「オレンジ・ランプ」(2023年・日本)

(C)2022 「オレンジ・ランプ」製作委員会

 この映画は39歳の時に若年性アルツハイマー型認知症と診断された丹野智文さん一家の実話をもとにしています。晃一(和田正人)は自動車販売のトップ営業マンでした。ところが得意先との商談の約束をすっぽかして社長に𠮟られるなど、前にはなかった失敗が続きます。医師から病名を告げられた晃一は妻の真央(貫地谷しほり)と2人の娘を抱え不安が募るばかりです。

 そんな晃一を心配した妻の真央はなんでもやってあげようとするのですが、逆に晃一は元気がなくなっていきます。しかし、ある日、認知症本人の集まりに参加したことが真央と晃一の意識を変えるきっかけとなり「人生をあきらめなくてもいい」と気づくのです。

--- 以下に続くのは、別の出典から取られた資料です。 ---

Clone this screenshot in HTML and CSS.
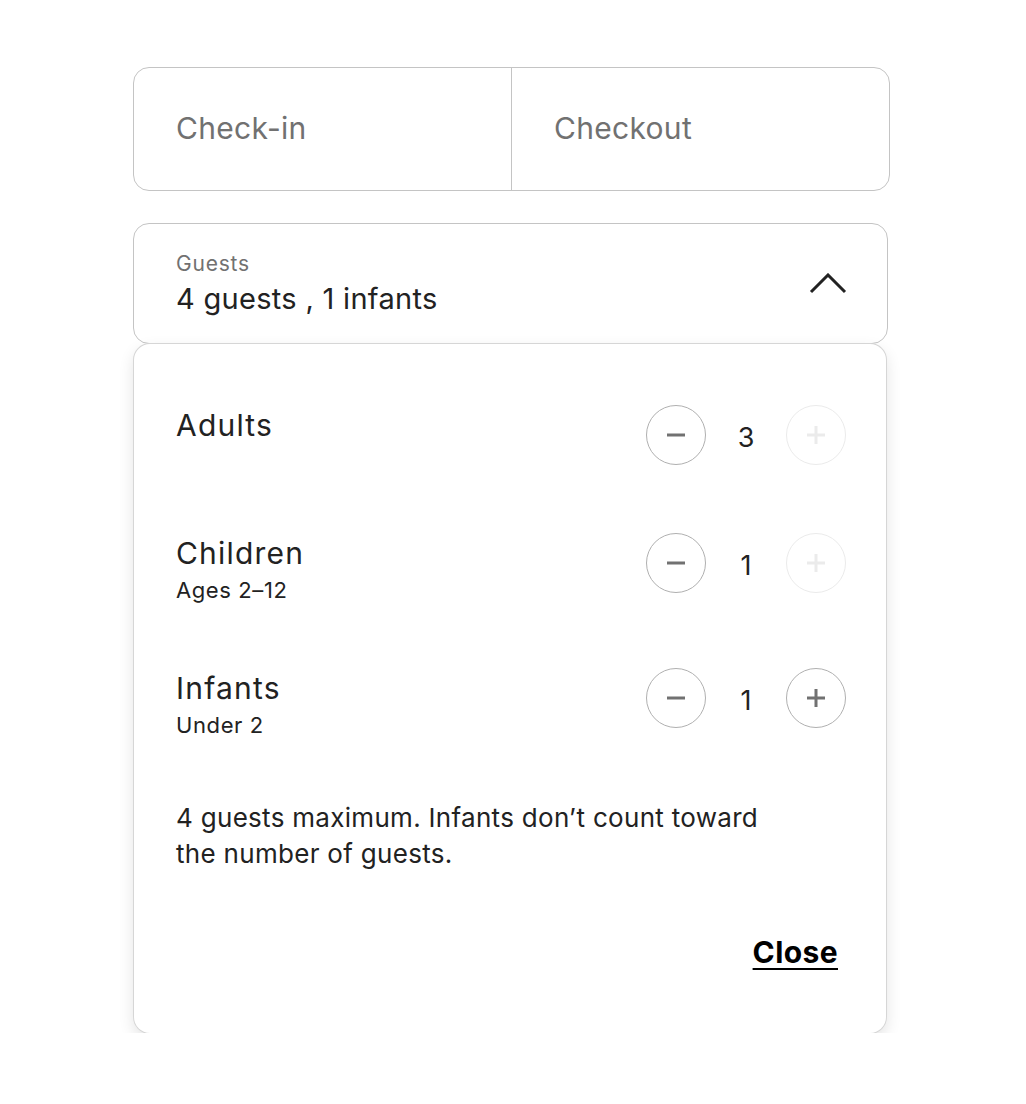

 たとえば晃一は行き先がわからなくなった時に「(私は)認知症です」という手書きのカードを見せて道行く人にも笑顔で助けを求められるようになりました。また晃一が妻を怒鳴ってしまった時は大いに反省し、その気持ちを忘れてしまわないよう手のひらに「怒らない」と書いておきます。夫婦といえども気遣いしすぎず気持ちを伝える勇気も必要ということでしょう。

 映画を見ていると晃一がどんどん変わっていくことに気がつきます。同時に家族や周りの人も変わってきます。晃一の職場でも同僚全員が認知症サポーター講習を受け、その証のオレンジリング(当時)を手首につけて支援をアピールしました。

 さらに、一度は退職届を出した晃一ですが社長に「本当は働きたい」と本心を打ち明けると、「続ければいい。俺の仕事はその環境を作ることだ」と思いがけない返事が返ってきて晃一を感動させるのです。もともと営業成績が良く、得意先のリストや営業のノウハウがきっちりそろったファイルを後輩らに提供するなど自分ができる努力をしたことも周りを変えていきました。部署は変わりましたが自分の体験をテーマに年間100回を超える講演もこなしています。

 不安を抱え近くの公園で一人泣く弱さも見せていた真央。その妻を見つけた晃一は「つらいときは、大丈夫じゃないといっていい。泣きたい時は泣いていい。ありのままでいいんだ」と語ります。誰もが自分らしくいられる社会こそが誰にとっても生きやすい社会なのだということを認知症が教えてくれているかのようです。

 ちなみに映画のタイトル『オレンジ・ランプ』は「小さな灯でもみんなで灯(とも)せば世界はこんなにも明るくなる」との願いが込められています。